The listing below should be printed exactly, every line of it. Skip the pictures.

+++ Task input +++

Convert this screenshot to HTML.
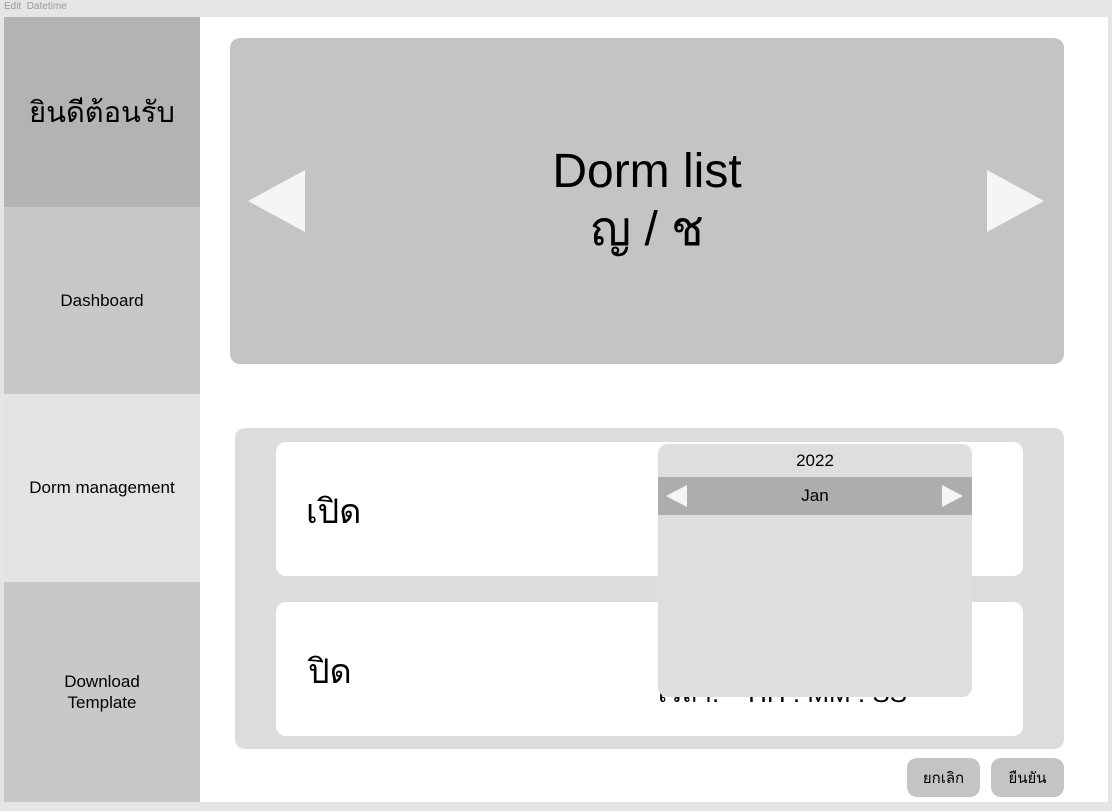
<!DOCTYPE html>
<html><head><meta charset="utf-8"><style>
*{margin:0;padding:0;box-sizing:border-box}
body{width:1112px;height:811px;background:#e5e5e5;position:relative;overflow:hidden;font-family:"Liberation Sans","Noto Sans CJK SC",sans-serif;color:#000}
.a{position:absolute}
.c{display:flex;align-items:center;justify-content:center;text-align:center}
.tri{width:0;height:0;position:absolute}
</style></head><body>
<div class="a" style="left:4px;top:1px;font-size:10px;color:#999">Edit&nbsp; Datetime</div>
<div class="a" style="left:4px;top:17px;width:1104px;height:785px;background:#fff"></div>
<div class="a c" style="left:4px;top:17px;width:196px;height:190px;background:#b3b3b3;font-size:29px">ยินดีต้อนรับ</div>
<div class="a c" style="left:4px;top:207px;width:196px;height:187px;background:#c8c8c8;font-size:17px">Dashboard</div>
<div class="a c" style="left:4px;top:394px;width:196px;height:188px;background:#e3e3e3;font-size:17px">Dorm management</div>
<div class="a c" style="left:4px;top:582px;width:196px;height:220px;background:#c8c8c8;font-size:17px;line-height:21px">Download<br>Template</div>
<div class="a c" style="left:230px;top:38px;width:834px;height:326px;background:#c4c4c4;border-radius:10px;font-size:48px;line-height:58px">Dorm list<br>ญ / ช</div>
<div class="tri" style="left:248px;top:170px;border-top:31px solid transparent;border-bottom:31px solid transparent;border-right:57px solid #f5f5f5"></div>
<div class="tri" style="left:987px;top:170px;border-top:31px solid transparent;border-bottom:31px solid transparent;border-left:57px solid #f5f5f5"></div>
<div class="a" style="left:235px;top:428px;width:829px;height:321px;background:#dcdcdc;border-radius:10px"></div>
<div class="a" style="left:276px;top:442px;width:747px;height:134px;background:#fff;border-radius:10px"></div>
<div class="a" style="left:306px;top:484px;font-size:34px">เปิด</div>
<div class="a" style="left:276px;top:602px;width:747px;height:134px;background:#fff;border-radius:10px"></div>
<div class="a" style="left:308px;top:644px;font-size:34px">ปิด</div>
<div class="a" style="left:658px;top:673px;font-size:26px;white-space:pre">เวลา:    HH : MM : SS</div>
<div class="a" style="left:658px;top:444px;width:314px;height:253px;background:#dedede;border-radius:10px;overflow:hidden">
<div class="a c" style="left:0;top:0;width:314px;height:33px;font-size:17px">2022</div>
<div class="a c" style="left:0;top:33px;width:314px;height:38px;background:#adadad;font-size:17px">Jan</div>
<div class="tri" style="left:8px;top:41px;border-top:11px solid transparent;border-bottom:11px solid transparent;border-right:21px solid #f5f5f5"></div>
<div class="tri" style="left:284px;top:41px;border-top:11px solid transparent;border-bottom:11px solid transparent;border-left:21px solid #f5f5f5"></div>
</div>
<div class="a c" style="left:907px;top:758px;width:73px;height:39px;background:#c4c4c4;border-radius:10px;font-size:15px">ยกเลิก</div>
<div class="a c" style="left:991px;top:758px;width:73px;height:39px;background:#c4c4c4;border-radius:10px;font-size:15px">ยืนยัน</div>
</body></html>
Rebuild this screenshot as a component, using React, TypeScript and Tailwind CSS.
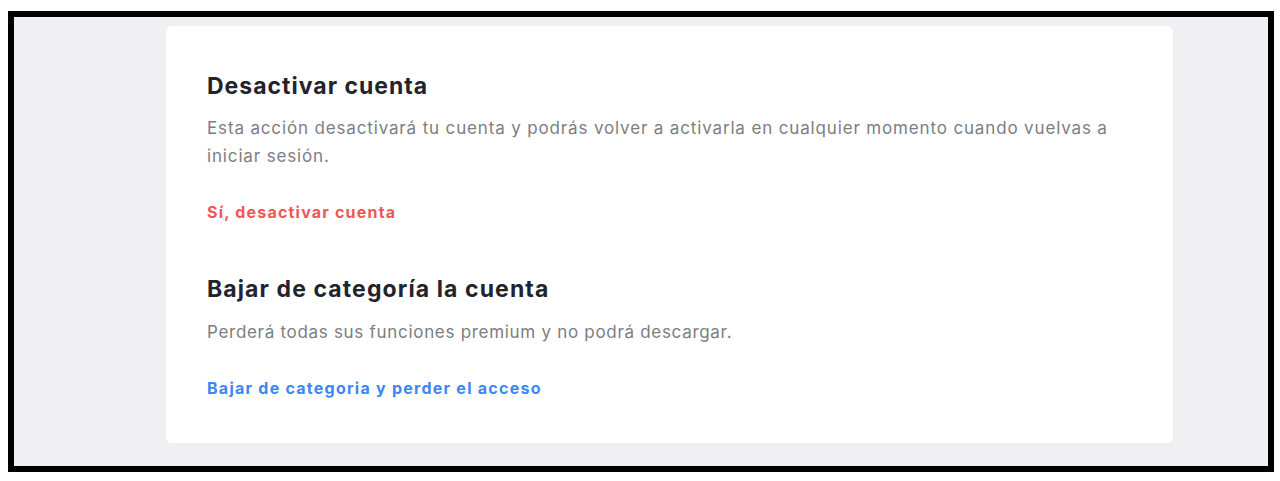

+++

** Solution to this problem **
Convert this screenshot to HTML.
<!DOCTYPE html>
<html><head><meta charset="utf-8"><style>
*{margin:0;padding:0;box-sizing:border-box}
body{width:1112px;height:811px;background:#e5e5e5;position:relative;overflow:hidden;font-family:"Liberation Sans","Noto Sans CJK SC",sans-serif;color:#000}
.a{position:absolute}
.c{display:flex;align-items:center;justify-content:center;text-align:center}
.tri{width:0;height:0;position:absolute}
</style></head><body>
<div class="a" style="left:4px;top:1px;font-size:10px;color:#999">Edit&nbsp; Datetime</div>
<div class="a" style="left:4px;top:17px;width:1104px;height:785px;background:#fff"></div>
<div class="a c" style="left:4px;top:17px;width:196px;height:190px;background:#b3b3b3;font-size:29px">ยินดีต้อนรับ</div>
<div class="a c" style="left:4px;top:207px;width:196px;height:187px;background:#c8c8c8;font-size:17px">Dashboard</div>
<div class="a c" style="left:4px;top:394px;width:196px;height:188px;background:#e3e3e3;font-size:17px">Dorm management</div>
<div class="a c" style="left:4px;top:582px;width:196px;height:220px;background:#c8c8c8;font-size:17px;line-height:21px">Download<br>Template</div>
<div class="a c" style="left:230px;top:38px;width:834px;height:326px;background:#c4c4c4;border-radius:10px;font-size:48px;line-height:58px">Dorm list<br>ญ / ช</div>
<div class="tri" style="left:248px;top:170px;border-top:31px solid transparent;border-bottom:31px solid transparent;border-right:57px solid #f5f5f5"></div>
<div class="tri" style="left:987px;top:170px;border-top:31px solid transparent;border-bottom:31px solid transparent;border-left:57px solid #f5f5f5"></div>
<div class="a" style="left:235px;top:428px;width:829px;height:321px;background:#dcdcdc;border-radius:10px"></div>
<div class="a" style="left:276px;top:442px;width:747px;height:134px;background:#fff;border-radius:10px"></div>
<div class="a" style="left:306px;top:484px;font-size:34px">เปิด</div>
<div class="a" style="left:276px;top:602px;width:747px;height:134px;background:#fff;border-radius:10px"></div>
<div class="a" style="left:308px;top:644px;font-size:34px">ปิด</div>
<div class="a" style="left:658px;top:673px;font-size:26px;white-space:pre">เวลา:    HH : MM : SS</div>
<div class="a" style="left:658px;top:444px;width:314px;height:253px;background:#dedede;border-radius:10px;overflow:hidden">
<div class="a c" style="left:0;top:0;width:314px;height:33px;font-size:17px">2022</div>
<div class="a c" style="left:0;top:33px;width:314px;height:38px;background:#adadad;font-size:17px">Jan</div>
<div class="tri" style="left:8px;top:41px;border-top:11px solid transparent;border-bottom:11px solid transparent;border-right:21px solid #f5f5f5"></div>
<div class="tri" style="left:284px;top:41px;border-top:11px solid transparent;border-bottom:11px solid transparent;border-left:21px solid #f5f5f5"></div>
</div>
<div class="a c" style="left:907px;top:758px;width:73px;height:39px;background:#c4c4c4;border-radius:10px;font-size:15px">ยกเลิก</div>
<div class="a c" style="left:991px;top:758px;width:73px;height:39px;background:#c4c4c4;border-radius:10px;font-size:15px">ยืนยัน</div>
</body></html>
Rebuild this screenshot as a component, using React, TypeScript and Tailwind CSS.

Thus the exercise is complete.